Q: How do community health centers help?
A: One of the things that community health centers do by their existence and their work is to make a community feel reassured: comfortable that they have ready and immediate access to a quality source of primary care that's there, that's responsive, that knows them, that will be there continually, that has in most cases seen them in the past, and that is structured in ways that are responsive to their needs. That's an enormous difference from not knowing how you are going to get medical care for a sick child in an emergency.
Q: What are some of the successes you have seen?
A: There is a wide variety of community health centers. There are rural health centers, there are urban health centers, there are public housing project health centers, there are migrant health centers that stationed to catch the flow of migrant workers with the crops in a wide variety of parts of the country and there are school-based health centers. So to start with, there is a considerable variety of health centers meeting the needs of different populations in different areas.
Q: What are some of the challenges?
A: We have, there are plenty of problems left despite all the community health centers that we have and there is plenty of work still to do and there is still in this country growing inequity not just in health terms but in economic terms and so there is another two or three or four decades of work still to be done but we have made a beginning. We need health centers. We need social change in the circumstances that distribute illness so inequitably across the population. We need a commitment to reduce and eliminate poverty. We need a commitment that every one regardless of their means should have access to quality health care.

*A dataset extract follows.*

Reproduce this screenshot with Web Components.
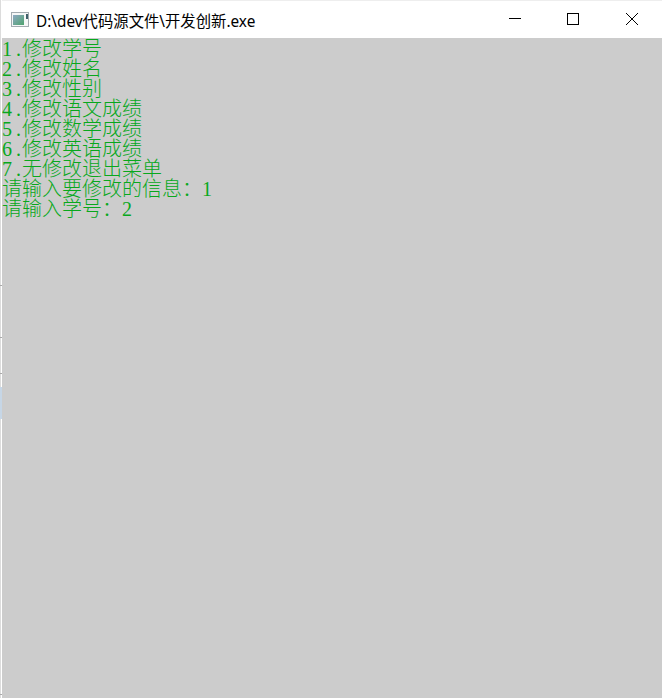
<!DOCTYPE html>
<html>
<head>
<meta charset="utf-8">
<style>
  html, body { margin: 0; height: 100%; background: #fff; overflow: hidden; }
</style>
</head>
<body>
<template id="tmpl-console">
  <style>
    :host { display: flex; width: 663px; height: 699px; box-sizing: border-box; background: #fff; padding: 0 1px 1px 0; }
    .edge { width: 2px; flex: none; background:
      linear-gradient(#aaa, #aaa) 0 285px / 2px 1px no-repeat,
      linear-gradient(#aaa, #aaa) 0 337px / 2px 1px no-repeat,
      linear-gradient(#aaa, #aaa) 0 373px / 2px 1px no-repeat,
      linear-gradient(#c6d6e6, #c6d6e6) 0 387px / 2px 32px no-repeat,
      linear-gradient(#aaa, #aaa) 0 694px / 2px 1px no-repeat,
      linear-gradient(90deg, #dcdcdc 1px, #fff 1px); }
    .main { flex: 1; display: flex; flex-direction: column; min-width: 0; border-top: 1px solid #eee; }
    .body { flex: 1; background: #ccc; overflow: hidden; }
  </style>
  <div class="edge"></div>
  <div class="main">
    <slot name="bar"></slot>
    <div class="body"><slot></slot></div>
  </div>
</template>

<template id="tmpl-bar">
  <style>
    :host { display: flex; align-items: center; height: 37px; padding-right: 1px; background: #fff; color: #000; font: 15.35px "Noto Sans", "Noto Sans CJK SC", sans-serif; }
    .ico { margin: 0 7px 0 9px; flex: none; display: block; }
    .title { flex: 1; white-space: nowrap; }
    .btn { width: 58px; height: 36px; padding-bottom: 1px; display: flex; align-items: center; justify-content: center; flex: none; }
    .btn svg { display: block; }
    .last { margin-left: 1px; }
  </style>
  <svg class="ico" width="18" height="15" viewBox="0 0 18 15">
    <defs>
      <linearGradient id="g" x1="0" y1="0" x2="1" y2="1">
        <stop offset="0" stop-color="#8fa9c4"/>
        <stop offset="1" stop-color="#4fa36e"/>
      </linearGradient>
    </defs>
    <rect x=".5" y=".5" width="17" height="14" fill="#f6f7f7" stroke="#a3abb0"/>
    <rect x="2" y="3" width="11" height="10" fill="url(#g)"/>
    <rect x="15" y="2" width="2" height="5" fill="#3f5f6a"/>
  </svg>
  <div class="title"><slot></slot></div>
  <div class="btn"><svg width="12" height="12"><path d="M0 5.5H12" stroke="#000" fill="none"/></svg></div>
  <div class="btn"><svg width="12" height="12"><rect x=".5" y=".5" width="11" height="11" stroke="#000" fill="none"/></svg></div>
  <div class="btn last"><svg width="12" height="12"><path d="M0 0L12 12M12 0L0 12" stroke="#000" fill="none"/></svg></div>
</template>

<template id="tmpl-line">
  <style>
    :host { display: block; height: 20px; line-height: 20px; font-size: 20px; color: #08a81c; white-space: nowrap; font-family: "Liberation Serif", "Noto Sans CJK SC", serif; }
    .n { display: inline-block; width: 10px; text-align: center; }
    .d { width: 6px; padding-left: 4px; text-align: left; }
    .t { font-family: "Noto Sans CJK SC", serif; font-weight: 300; }
  </style>
  <span class="n" id="n"></span><span class="n d" id="d"></span><span class="t"><slot></slot></span><span class="n" id="v"></span>
</template>

<win-console>
  <title-bar slot="bar">D:\dev代码源文件\开发创新.exe</title-bar>
  <con-line n="1">修改学号</con-line>
  <con-line n="2">修改姓名</con-line>
  <con-line n="3">修改性别</con-line>
  <con-line n="4">修改语文成绩</con-line>
  <con-line n="5">修改数学成绩</con-line>
  <con-line n="6">修改英语成绩</con-line>
  <con-line n="7">无修改退出菜单</con-line>
  <con-line v="1">请输入要修改的信息：</con-line>
  <con-line v="2">请输入学号：</con-line>
</win-console>

<script>
function fromTemplate(el, id) {
  el.attachShadow({mode: 'open'}).append(document.getElementById(id).content.cloneNode(true));
}
customElements.define('win-console', class extends HTMLElement {
  connectedCallback() { fromTemplate(this, 'tmpl-console'); }
});
customElements.define('title-bar', class extends HTMLElement {
  connectedCallback() { fromTemplate(this, 'tmpl-bar'); }
});
customElements.define('con-line', class extends HTMLElement {
  connectedCallback() {
    fromTemplate(this, 'tmpl-line');
    const s = this.shadowRoot, n = this.getAttribute('n'), v = this.getAttribute('v');
    if (n) { s.getElementById('n').textContent = n; s.getElementById('d').textContent = '.'; }
    else { s.getElementById('n').remove(); s.getElementById('d').remove(); }
    if (v) s.getElementById('v').textContent = v; else s.getElementById('v').remove();
  }
});
</script>
</body>
</html>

Q: How can young people make a difference?
A: We're not doing enough because we have 47 million people uninsured and there aren't enough community health centers to reach all of them, urban or rural in the first place. In the United States, there are not many people left drinking unclean water from the drainage ditch or without protected water systems, either wells or sewer systems and piped water. But there are some, and it is a responsibility of community health centers to fight, lobby together with the community for the kinds of clean water sanitary resources that they need, as well as adequacy of food stamps, adequacy of grocery store resources and the like that the population needs. In urban areas, community health centers are still involved in training teenagers from the population to do randomized home surveys for lead paint and lead dust, one of the greatest threats to the health of children in poor and minority urban communities in older housing, and to do the kinds of housing surveys that will pick up the dangerous environments in which some of our patients and some of the populations live. We look and we train our students in medical school now to look at the adequacy of recreational spaces, the adequacy of traffic patterns on the way to and from school, the same as we did way back in the beginning.